What the Golf, 2019's hilarious anti-golf golf game, is at its best on Switch. Everything that was good in the Apple Arcade and PC versions, which we reviewed last year, remains good here, but the additions and improvements that the Switch version brings make it the definitive What the Golf experience.
The game arrives on Nintendo's hybrid console with a new two-player "Party Mode" that wasn't included in the PC or Apple Arcade releases. This mode, which sees you and another player each picking up a Joy-Con and facing off in a series of competitive levels, is an absolute hoot. Both players are made to compete across 11 random levels, each based on levels from the campaign, to see who can get to the hole first. There's a great diversity across Party Mode's levels, with some levels feeling more like puzzles, some purely based on skill, and others that could only work in multiplayer, like when you're both controlling separate items that are tethered to each other or trying to goad the other into tipping over a tower of boxes that the pin is sitting atop. There are lots of levels here, and I still saw new ones pop up after playing for several hours.
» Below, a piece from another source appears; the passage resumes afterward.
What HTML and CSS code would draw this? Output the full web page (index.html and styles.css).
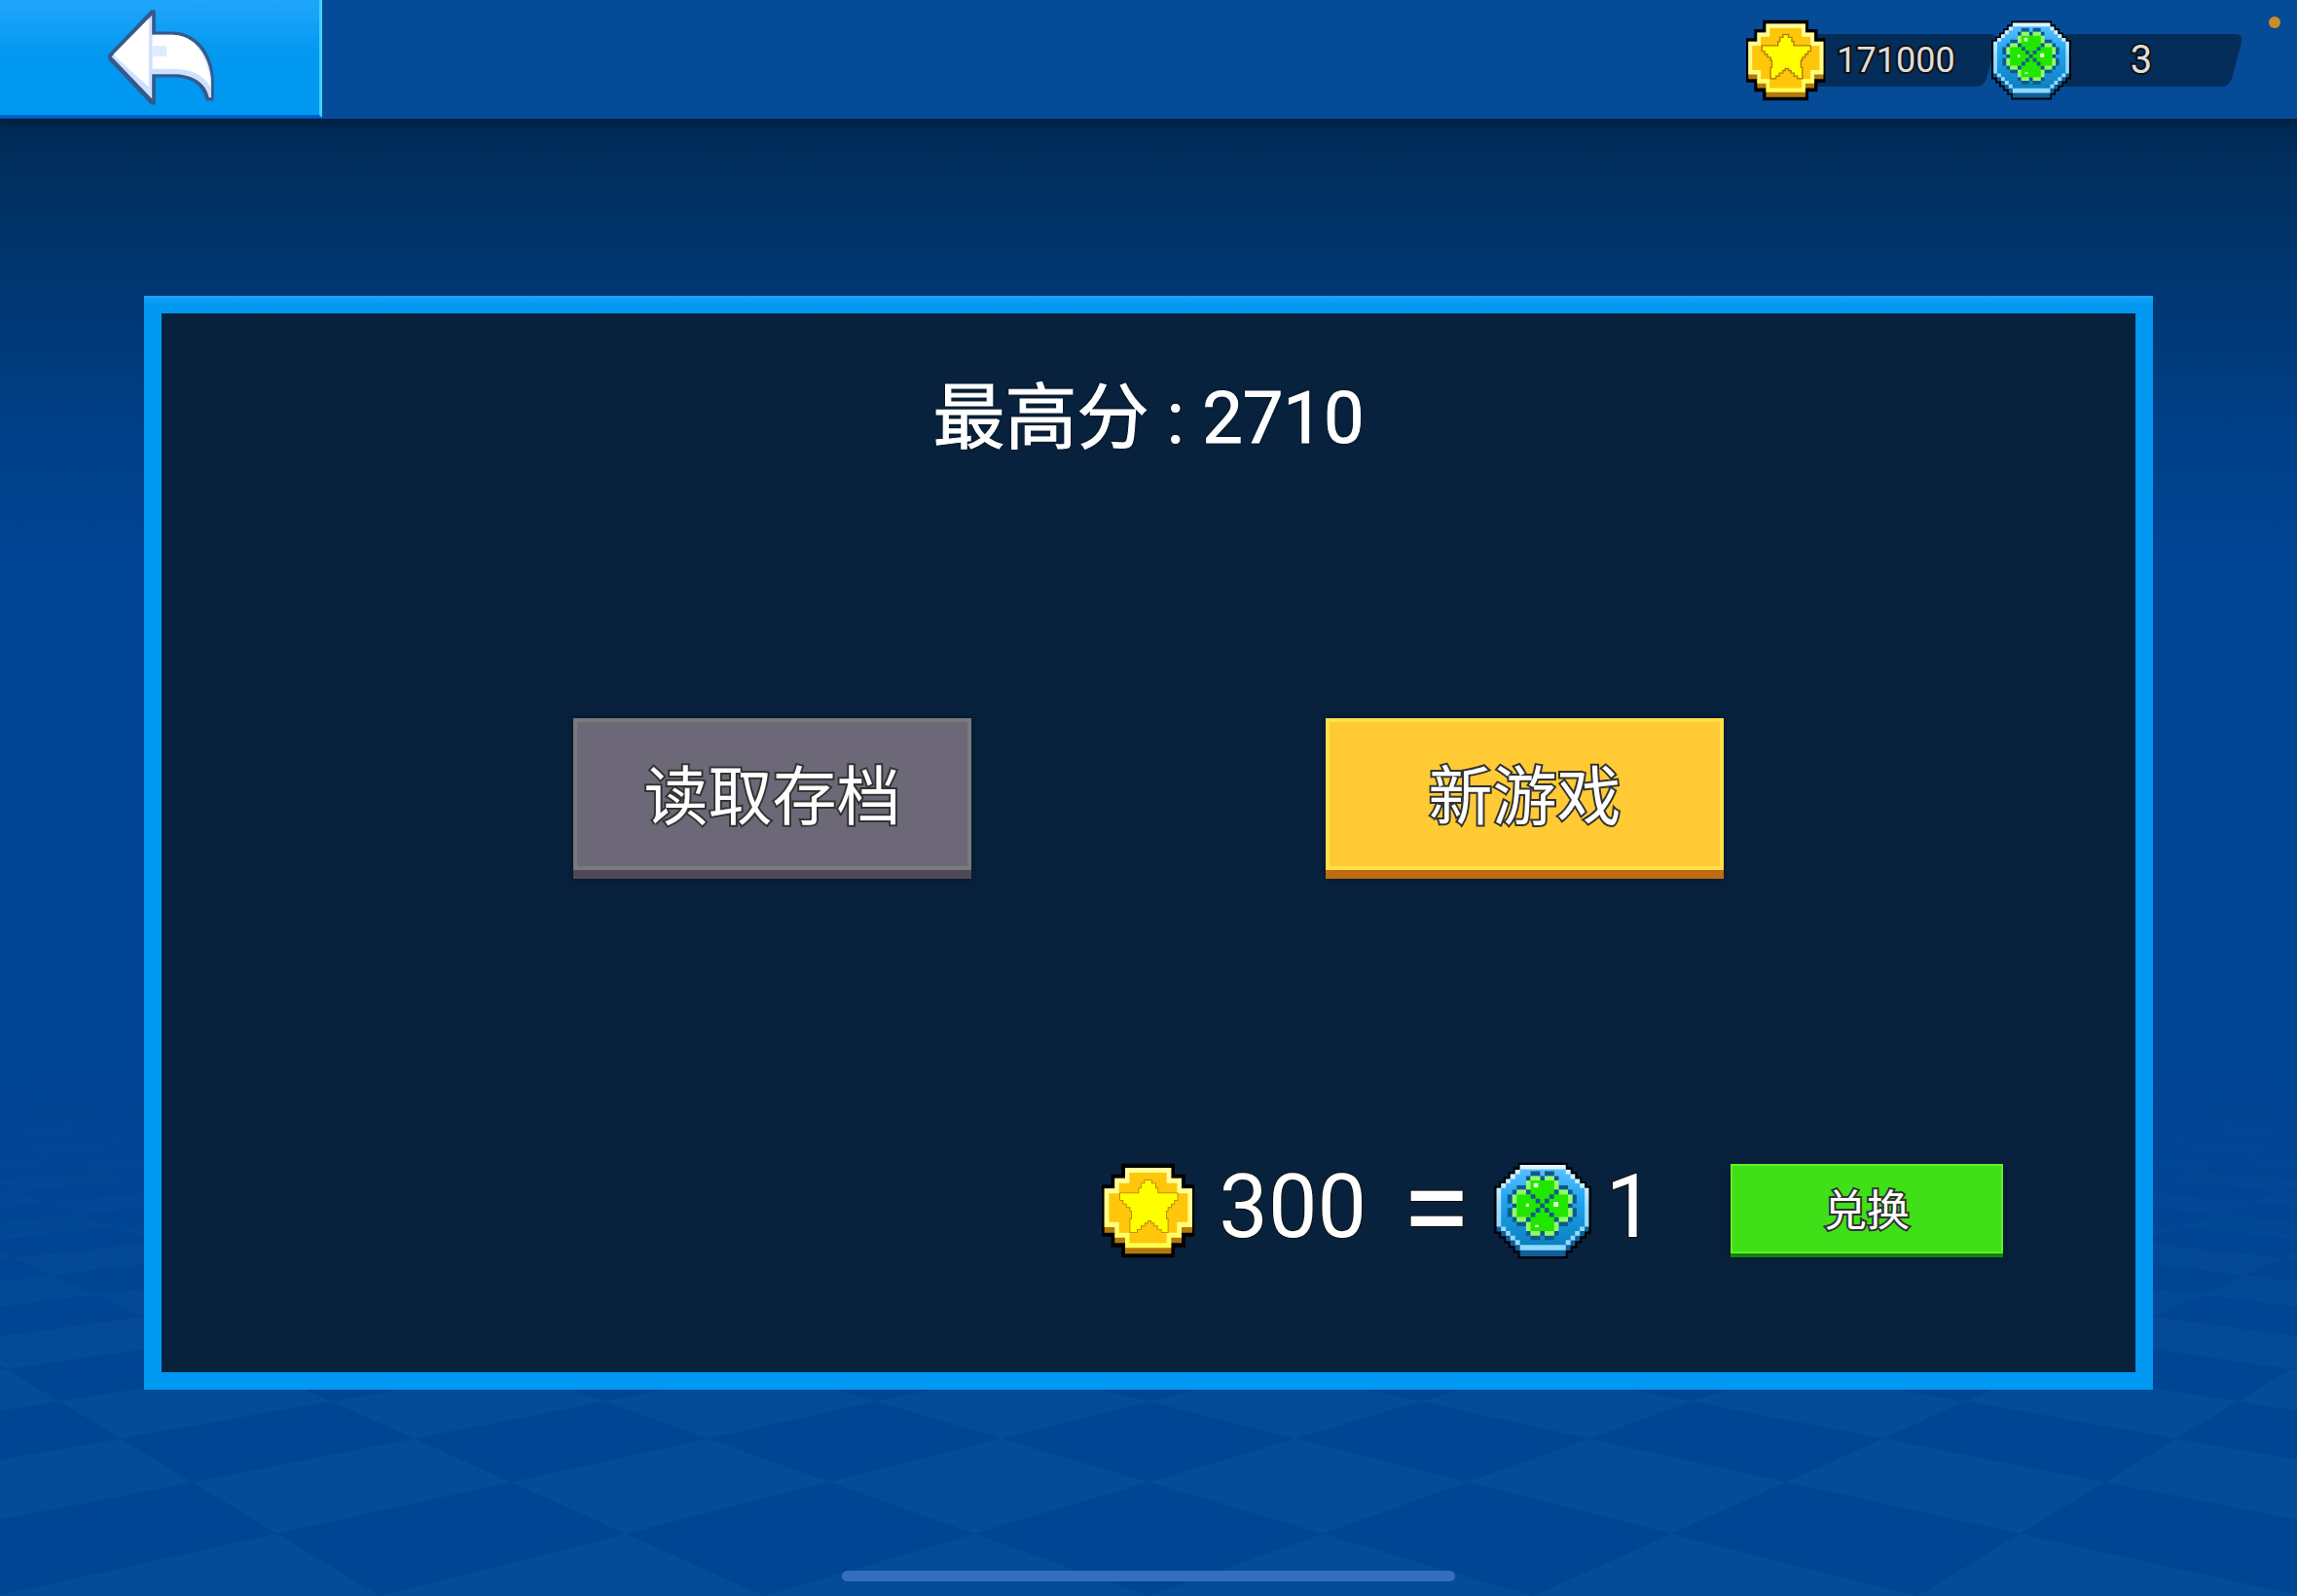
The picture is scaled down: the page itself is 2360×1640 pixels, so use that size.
FILE: index.html
```
<!DOCTYPE html>
<html lang="zh-CN">
<head>
	<meta charset="UTF-8">
	<title>最高分</title>
	<link rel="stylesheet" href="styles.css">
</head>
<body>
	<!-- icons -->
	<svg class="defs" width="0" height="0" aria-hidden="true">
		<defs>
			<linearGradient id="coinRim" x1="0" y1="0" x2="0" y2="1">
				<stop offset="0" stop-color="#ffff9c"/>
				<stop offset=".6" stop-color="#ffff90"/>
				<stop offset="1" stop-color="#ffff4a"/>
			</linearGradient>
			<linearGradient id="gemRim" x1="0" y1="0" x2="0" y2="1">
				<stop offset="0" stop-color="#e4f5ff"/>
				<stop offset=".3" stop-color="#c4eaff"/>
				<stop offset=".5" stop-color="#98dcff"/>
				<stop offset="1" stop-color="#8fd8ff"/>
			</linearGradient>
			<linearGradient id="gemFace" x1="0" y1="0" x2="0" y2="1">
				<stop offset="0" stop-color="#58c0ff"/>
				<stop offset=".4" stop-color="#22a4ee"/>
				<stop offset="1" stop-color="#0c80c0"/>
			</linearGradient>
			<symbol id="coin" viewBox="35 43 288 294">
				<path fill="#000" d="M95 45H260V78H293V110H321V270H293V303H260V335H95V303H64V270H35V110H64V78H95Z"/>
				<path fill="#b4780c" d="M107 58H249V90H281V122H314V258H281V290H249V323H107V290H75V258H43V122H75V90H107Z"/>
				<path fill="url(#coinRim)" d="M107 58H249V90H281V122H314V241H281V273H249V305H107V273H75V241H43V122H75V90H107Z"/>
				<path fill="#ffc60a" d="M120 73H235V105H267V137H300V225H267V258H235V290H120V258H88V225H57V137H88V105H120Z"/>
				<path fill="#ff0" stroke="#b87a10" stroke-width="5" d="M168 97H188V107H200V122H207V137H268V157H258V168H248V179H238V190H233V216H238V256H220V247H208V236H197V227H188V220H176V227H167V236H155V247H143V256H123V216H128V190H123V179H112V168H102V157H92V137H150V122H157V107H168Z"/>
			</symbol>
			<symbol id="clover" viewBox="42 38 304 304">
				<path fill="#000" d="M117 40H272V54H287V69H302V84H316V99H331V113H346V262H331V277H316V292H302V307H287V322H272V340H117V322H102V307H87V292H72V277H57V262H42V113H57V99H72V84H87V69H102V54H117Z"/>
				<path fill="#0c5f98" d="M123 47H266V62H281V76H295V91H310V105H325V119H338V255H325V270H310V285H295V300H281V315H266V333H123V315H108V300H93V285H79V270H64V255H50V119H64V105H79V91H93V76H108V62H123Z"/>
				<path fill="url(#gemRim)" d="M123 47H266V62H281V76H295V91H310V105H325V119H338V240H325V254H310V268H295V283H281V297H266V314H123V297H108V283H93V268H79V254H64V240H50V119H64V105H79V91H93V76H108V62H123Z"/>
				<path fill="url(#gemFace)" d="M123 61H266V76H281V91H295V105H310V119H325V240H310V254H295V268H281V282H266V297H123V282H108V268H93V254H79V240H64V119H79V105H93V91H108V76H123Z"/>
				<path fill="#10588e" d="M156 67h30v15h-30zM200 67h30v15h-30zM142 82h14v14h-14zM230 82h14v14h-14zM186 82h14v14h-14zM113 111h29v14h-29zM244 111h29v14h-29zM99 125h14v15h-14zM273 125h14v15h-14zM84 140h15v28h-15zM84 182h15v28h-15zM287 140h13v28h-13zM287 182h13v28h-13zM99 168h14v14h-14zM273 168h14v14h-14zM99 210h14v15h-14zM273 210h14v15h-14zM113 225h29v14h-29zM244 225h29v14h-29zM142 254h14v14h-14zM230 254h14v14h-14zM186 254h14v14h-14zM156 268h30v14h-30zM200 268h30v14h-30z"/>
				<path fill="#94fa66" d="M156 82h30v14h14v-14h30v14h14v29h29v15h14v28h-14v14h14v28h-14v15h-29v29h-14v14h-30v-14h-14v14h-30v-14h-14v-29h-29v-15h-14v-28h14v-14h-14v-28h14v-15h29v-29h14z"/>
				<path fill="#20e600" d="M156 96h74v158h-74zM113 140h160v70h-160zM142 125h102v100h-102z"/>
				<path fill="#10588e" d="M142 125h14v14h-14zM157 139h14v14h-14zM172 153h14v14h-14zM186 168h14v14h-14zM200 182h14v14h-14zM215 196h14v14h-14zM230 211h14v14h-14zM230 125h14v14h-14zM215 139h14v14h-14zM200 153h14v14h-14zM172 182h14v14h-14zM157 196h14v14h-14zM142 211h14v14h-14z"/>
				<path fill="#e2ffd6" d="M166 104h14v14h-14zM228 163h15v15h-15zM142 168h9v10h-9zM170 235h11v7h-11z"/>
			</symbol>
		</defs>
	</svg>

	<!-- checkered floor: wedges from two vanishing points, XORed by evenodd -->
	<svg class="floor" viewBox="0 955 2360 685" preserveAspectRatio="xMidYMax slice" aria-hidden="true">
		<path fill="#054c98" fill-rule="evenodd" d="
			M-737 955L-400 1640h395zM-737 955L390 1640h395zM-737 955L1180 1640h395zM-737 955L1970 1640h395zM-737 955L2760 1640h395z
			M-737 955L3550 1640h395zM-737 955L4340 1640h395zM-737 955L5130 1640h395zM-737 955L5920 1640h395zM-737 955L6710 1640h395z
			M-737 955L7500 1640h395zM-737 955L8290 1640h395zM-737 955L9080 1640h395zM-737 955L9870 1640h395zM-737 955L10660 1640h395z
			M3097 955L2760 1640h-395zM3097 955L1970 1640h-395zM3097 955L1180 1640h-395zM3097 955L390 1640h-395zM3097 955L-400 1640h-395z
			M3097 955L-1190 1640h-395zM3097 955L-1980 1640h-395zM3097 955L-2770 1640h-395zM3097 955L-3560 1640h-395zM3097 955L-4350 1640h-395z
			M3097 955L-5140 1640h-395zM3097 955L-5930 1640h-395zM3097 955L-6720 1640h-395zM3097 955L-7510 1640h-395zM3097 955L-8300 1640h-395z"/>
	</svg>

	<header class="topbar">
		<button class="back" type="button" aria-label="返回">
			<svg viewBox="330 30 334 300">
				<path fill="#345a8a" d="M333 172L466 33H480V100H532C615 102 658 175 660 245V314H636C625 265 590 242 535 242H480V326H466L333 186Z"/>
				<path fill="#cfe1ff" d="M344 178L469 50V110H530C600 110 645 170 652 245V304H645C635 255 590 232 535 232H469V308Z"/>
				<path fill="#fff" d="M350 170L459 60V272L356 178ZM470 110H530C600 110 645 175 651 270C620 228 585 215 535 215H470Z"/>
				<path fill="#dfebff" d="M470 144h44v33h-44z"/>
			</svg>
		</button>
		<div class="wallet">
			<div class="purse">
				<svg class="icon"><use href="#coin"/></svg>
				<span class="amount">171000</span>
			</div>
			<div class="purse">
				<svg class="icon"><use href="#clover"/></svg>
				<span class="amount large">3</span>
			</div>
		</div>
		<i class="dot"></i>
	</header>

	<main>
		<section class="panel">
			<h1>最高分 : 2710</h1>
			<div class="actions">
				<button class="btn gray" type="button">读取存档</button>
				<button class="btn yellow" type="button">新游戏</button>
			</div>
			<div class="exchange">
				<svg class="icon coin"><use href="#coin"/></svg>
				<span class="price">300</span>
				<span class="equal">=</span>
				<svg class="icon"><use href="#clover"/></svg>
				<span class="count">1</span>
				<button class="btn green" type="button">兑换</button>
			</div>
		</section>
	</main>
	<i class="home"></i>
</body>
</html>
```

FILE: styles.css
```
* {
	box-sizing: border-box;
}
body {
	position: relative;
	display: flex;
	flex-direction: column;
	min-height: 100vh;
	margin: 0;
	overflow: hidden;
	background: linear-gradient(#002a56 124px, #002f60 180px, #003774 310px, #003f86 430px, #004494 570px);
	font-family: Roboto, "Noto Sans CJK SC", sans-serif;
	color: #fff;
}
.defs {
	position: absolute;
}
.floor {
	position: absolute;
	left: 0;
	bottom: 0;
	width: 100%;
	z-index: -1;
	-webkit-mask-image: linear-gradient(transparent 22%, #000 70%);
	mask-image: linear-gradient(transparent 22%, #000 70%);
}
button {
	padding: 0;
	border: 0;
	font-family: inherit;
	color: inherit;
	cursor: pointer;
}

/* top bar */
.topbar {
	position: relative;
	display: flex;
	justify-content: space-between;
	height: 122px;
	padding-right: 62px;
	background: #064b97;
	box-shadow: 0 2px 10px 2px #001c3a;
}
.back {
	width: 331px;
	height: 121px;
	border-right: 3px solid #3fd2f8;
	border-bottom: 3px solid #0060cc;
	background: linear-gradient(#20a6fb, #0098f0 50%);
}
.back svg {
	display: block;
	width: 111px;
	height: 100px;
	margin: 0 auto 0 110px;
}
.wallet {
	display: flex;
	align-items: center;
	padding-top: 2px;
}
.purse {
	display: flex;
	align-items: center;
}
.purse .icon {
	position: relative;
	z-index: 1;
	width: 82px;
	height: 84px;
}
.amount {
	position: relative;
	z-index: 0;
	width: 212px;
	height: 54px;
	margin-left: -42px;
	padding-left: 16px;
	font-size: 36px;
	line-height: 54px;
	text-align: center;
	color: #ddd;
	-webkit-text-stroke: 4px #111;
	paint-order: stroke fill;
}
.amount:before {
	content: '';
	position: absolute;
	inset: 0;
	z-index: -1;
	border-radius: 8px;
	background: #042d5a;
	transform: skewX(-15deg);
}
.large {
	font-size: 40px;
}
.dot {
	position: absolute;
	top: 17px;
	right: 17px;
	width: 12px;
	height: 12px;
	border-radius: 50%;
	background: #cc8c28;
}

/* panel */
main {
	flex: 1;
	display: flex;
	padding: 182px 148px 212px;
}
.panel {
	flex: 1;
	display: flex;
	flex-direction: column;
	justify-content: space-between;
	padding: 72px 136px 96px;
	border: 18px solid transparent;
	background: linear-gradient(#08223d, #08223d) padding-box, linear-gradient(#1ea4f8, #0098f0 10px) border-box;
}
h1 {
	margin: 0;
	font-size: 74px;
	font-weight: 400;
	line-height: 72px;
	text-align: center;
	-webkit-text-stroke: 1px #fff;
	text-shadow: 0 0 3px #000;
}
.actions {
	display: flex;
	justify-content: center;
	gap: 364px;
}
.btn {
	width: 409px;
	height: 165px;
	padding-bottom: 14px;
	font-size: 66px;
	-webkit-text-stroke: 4px #333;
	paint-order: stroke fill;
}
.gray {
	background: #6d6877;
	box-shadow: inset 0 -9px #4e4859, inset 0 -13px #7a7a7a, inset 0 0 0 4px #7a7a7a, 0 0 8px #04152a;
}
.yellow {
	background: #ffca33;
	box-shadow: inset 0 -9px #c06a14, inset 0 -13px #ffe04a, inset 0 0 0 4px #ffe04a, 0 0 8px #04152a;
}
.exchange {
	display: flex;
	justify-content: flex-end;
	align-items: center;
	height: 140px;
	font-size: 90px;
	line-height: 92px;
	-webkit-text-stroke: 2px #111;
	paint-order: stroke fill;
}
.exchange .icon {
	width: 100px;
	height: 100px;
}
.exchange .coin {
	width: 96px;
}
.exchange span {
	padding-bottom: 6px;
}
.price {
	margin: 0 36px 0 24px;
}
.equal {
	margin-right: 24px;
	font-size: 130px;
}
.count {
	margin: 0 78px 0 14px;
}
.green {
	width: 280px;
	height: 96px;
	padding-bottom: 6px;
	font-size: 44px;
	background: #3fe018;
	box-shadow: inset 0 -4px #128410, inset 0 -6px #62f020, inset 0 0 0 2px #62f020, 0 0 8px #04152a;
}

.home {
	position: absolute;
	left: 50%;
	bottom: 15px;
	width: 630px;
	height: 11px;
	margin-left: -315px;
	border-radius: 6px;
	background: #346ebf;
}
```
In keeping with What the Golf's style, very few of Party Mode's levels really feel like golf, which is part of the fun. After you've played through 11 stages, you and your opponent compete in one final competitive arena-based game, and the number of lives each of you has depends on how well you did in previous rounds. There are only three types of final competition, but they're all fun, particularly the combat-based game where you fling around in an office chair, trying to pick up and fire explosive beach balls at your opponent. Your victory depends on how you perform in this final game, and how many lives you have--if you won seven of the previous rounds, you can take up to six hits in the final competition, whereas your opponent can only survive three. A full round of games in Party Mode rarely takes more than 10 minutes, and you only ever need the analog stick and the A button. These are less mini-games, more micro-games, often lasting just a few wild, hilarious seconds.